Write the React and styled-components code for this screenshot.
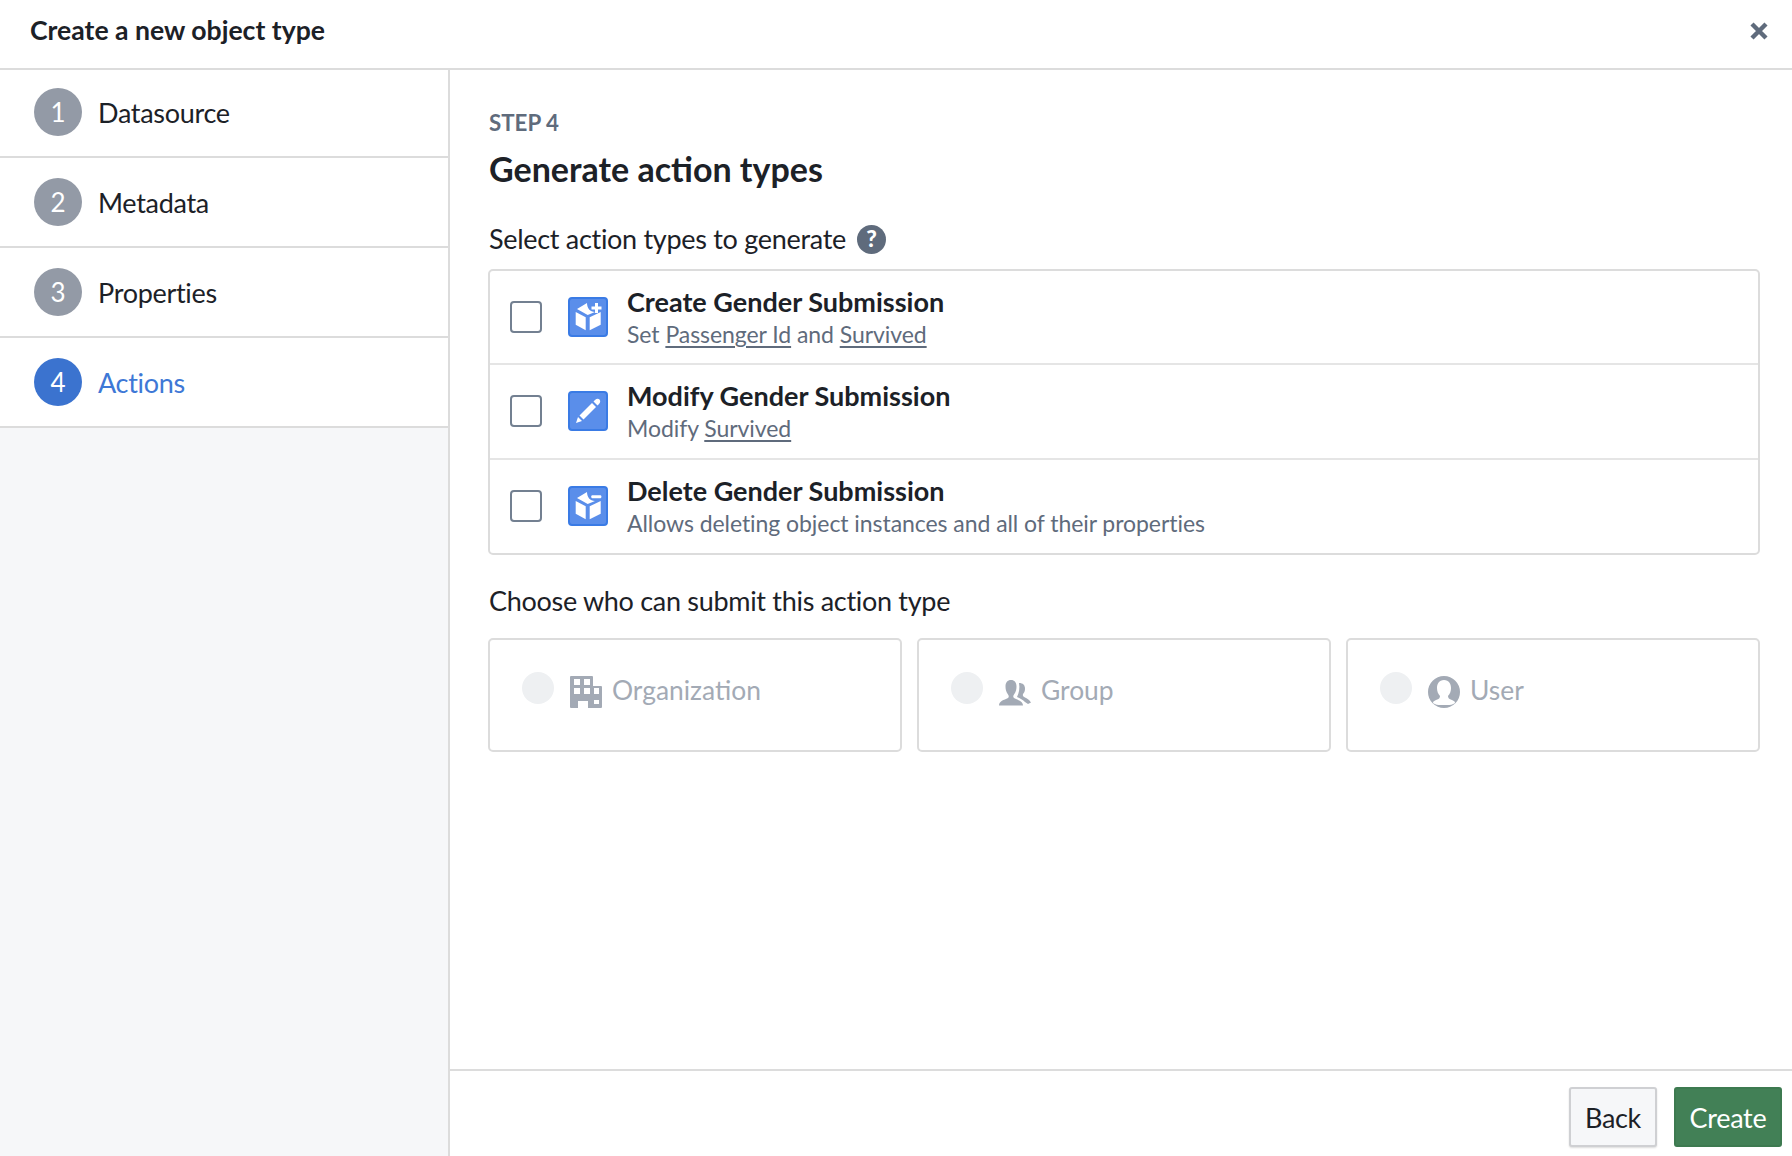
════════════════
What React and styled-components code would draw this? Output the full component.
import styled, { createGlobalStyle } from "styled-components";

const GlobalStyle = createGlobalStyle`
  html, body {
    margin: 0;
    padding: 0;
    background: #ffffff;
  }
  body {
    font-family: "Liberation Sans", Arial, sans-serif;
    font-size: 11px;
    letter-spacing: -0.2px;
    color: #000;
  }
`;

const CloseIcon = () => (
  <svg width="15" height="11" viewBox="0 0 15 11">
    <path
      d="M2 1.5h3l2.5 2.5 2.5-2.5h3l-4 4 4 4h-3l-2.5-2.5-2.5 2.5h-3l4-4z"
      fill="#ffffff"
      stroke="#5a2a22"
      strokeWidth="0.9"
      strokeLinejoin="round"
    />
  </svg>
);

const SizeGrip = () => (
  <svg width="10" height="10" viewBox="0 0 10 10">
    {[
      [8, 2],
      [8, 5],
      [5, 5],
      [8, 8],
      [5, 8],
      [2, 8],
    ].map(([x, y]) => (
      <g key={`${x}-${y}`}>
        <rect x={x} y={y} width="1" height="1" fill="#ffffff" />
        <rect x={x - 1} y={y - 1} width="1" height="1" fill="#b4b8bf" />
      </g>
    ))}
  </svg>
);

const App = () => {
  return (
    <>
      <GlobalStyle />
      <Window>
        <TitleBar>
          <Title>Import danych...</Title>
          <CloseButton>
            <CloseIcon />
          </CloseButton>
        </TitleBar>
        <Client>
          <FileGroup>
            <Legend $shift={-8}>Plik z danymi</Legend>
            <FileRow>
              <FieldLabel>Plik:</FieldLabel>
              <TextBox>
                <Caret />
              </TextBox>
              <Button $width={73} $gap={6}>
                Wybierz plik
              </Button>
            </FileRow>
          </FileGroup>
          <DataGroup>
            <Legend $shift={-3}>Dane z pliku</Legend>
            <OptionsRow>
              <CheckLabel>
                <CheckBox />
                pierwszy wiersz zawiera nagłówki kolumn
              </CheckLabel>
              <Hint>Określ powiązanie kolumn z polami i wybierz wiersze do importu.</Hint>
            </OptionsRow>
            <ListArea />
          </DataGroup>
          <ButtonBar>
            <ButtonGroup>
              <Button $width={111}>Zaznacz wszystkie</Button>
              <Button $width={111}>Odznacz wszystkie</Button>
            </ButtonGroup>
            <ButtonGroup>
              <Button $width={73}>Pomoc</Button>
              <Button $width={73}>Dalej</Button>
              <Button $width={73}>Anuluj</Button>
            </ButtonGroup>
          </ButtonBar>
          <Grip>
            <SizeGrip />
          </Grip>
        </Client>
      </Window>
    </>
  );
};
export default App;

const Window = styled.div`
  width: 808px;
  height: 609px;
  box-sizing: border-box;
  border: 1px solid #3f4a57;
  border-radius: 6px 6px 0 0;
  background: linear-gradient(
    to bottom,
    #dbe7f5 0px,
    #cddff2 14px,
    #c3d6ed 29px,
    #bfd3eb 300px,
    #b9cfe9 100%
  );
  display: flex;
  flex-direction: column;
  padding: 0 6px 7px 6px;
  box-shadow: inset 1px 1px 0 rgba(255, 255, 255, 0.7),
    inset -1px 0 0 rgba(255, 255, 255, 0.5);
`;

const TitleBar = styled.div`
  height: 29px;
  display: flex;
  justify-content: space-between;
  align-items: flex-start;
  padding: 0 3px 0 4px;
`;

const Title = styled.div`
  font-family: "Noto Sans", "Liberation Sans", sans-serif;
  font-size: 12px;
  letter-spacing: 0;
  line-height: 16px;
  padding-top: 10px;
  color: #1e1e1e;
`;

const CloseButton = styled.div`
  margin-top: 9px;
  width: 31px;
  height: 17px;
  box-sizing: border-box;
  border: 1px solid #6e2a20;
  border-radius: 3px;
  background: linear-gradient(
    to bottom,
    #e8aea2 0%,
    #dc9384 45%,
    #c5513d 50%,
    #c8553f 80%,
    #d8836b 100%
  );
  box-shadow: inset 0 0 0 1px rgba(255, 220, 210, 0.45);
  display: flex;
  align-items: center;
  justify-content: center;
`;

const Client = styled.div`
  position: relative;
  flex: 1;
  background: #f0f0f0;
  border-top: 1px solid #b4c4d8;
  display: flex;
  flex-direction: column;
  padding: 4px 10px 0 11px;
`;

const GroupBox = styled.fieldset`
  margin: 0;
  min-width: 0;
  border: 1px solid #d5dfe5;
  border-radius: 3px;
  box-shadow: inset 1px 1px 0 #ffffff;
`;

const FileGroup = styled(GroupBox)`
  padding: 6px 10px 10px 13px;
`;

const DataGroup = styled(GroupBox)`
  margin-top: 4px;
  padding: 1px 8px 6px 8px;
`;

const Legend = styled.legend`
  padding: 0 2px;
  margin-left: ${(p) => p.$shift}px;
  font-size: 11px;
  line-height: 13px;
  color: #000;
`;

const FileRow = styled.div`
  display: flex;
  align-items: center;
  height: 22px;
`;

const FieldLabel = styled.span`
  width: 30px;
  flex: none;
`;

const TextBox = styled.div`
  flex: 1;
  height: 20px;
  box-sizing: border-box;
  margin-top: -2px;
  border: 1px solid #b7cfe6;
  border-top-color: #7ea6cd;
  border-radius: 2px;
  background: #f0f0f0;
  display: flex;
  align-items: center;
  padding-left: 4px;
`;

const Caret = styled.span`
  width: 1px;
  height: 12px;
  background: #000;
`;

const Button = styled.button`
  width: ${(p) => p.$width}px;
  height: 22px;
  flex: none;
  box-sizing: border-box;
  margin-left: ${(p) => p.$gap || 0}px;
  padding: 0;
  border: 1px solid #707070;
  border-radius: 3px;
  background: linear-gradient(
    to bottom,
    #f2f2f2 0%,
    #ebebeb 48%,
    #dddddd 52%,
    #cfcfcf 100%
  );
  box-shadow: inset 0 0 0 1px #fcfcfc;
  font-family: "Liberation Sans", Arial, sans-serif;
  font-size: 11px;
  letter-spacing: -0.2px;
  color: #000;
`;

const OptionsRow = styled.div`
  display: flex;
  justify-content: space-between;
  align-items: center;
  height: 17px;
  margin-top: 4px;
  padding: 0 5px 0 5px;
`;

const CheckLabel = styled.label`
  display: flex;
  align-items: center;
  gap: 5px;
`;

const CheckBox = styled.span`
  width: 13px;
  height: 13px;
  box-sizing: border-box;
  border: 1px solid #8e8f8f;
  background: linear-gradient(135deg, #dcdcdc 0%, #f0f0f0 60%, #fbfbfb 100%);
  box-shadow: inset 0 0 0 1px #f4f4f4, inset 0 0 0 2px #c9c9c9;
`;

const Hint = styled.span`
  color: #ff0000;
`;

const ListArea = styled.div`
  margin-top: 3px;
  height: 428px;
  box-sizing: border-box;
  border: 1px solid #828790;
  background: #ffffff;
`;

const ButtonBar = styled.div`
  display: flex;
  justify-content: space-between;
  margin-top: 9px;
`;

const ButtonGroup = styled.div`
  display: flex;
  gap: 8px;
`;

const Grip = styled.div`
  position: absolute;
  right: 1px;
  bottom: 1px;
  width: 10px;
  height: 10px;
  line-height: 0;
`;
════════════════
→ **Short exercise**: In the records above, locate the lines holding the word "code". Copy each of them.

→ **Response to this exercise**:
Write the React and styled-components code for this screenshot.
What React and styled-components code would draw this? Output the full component.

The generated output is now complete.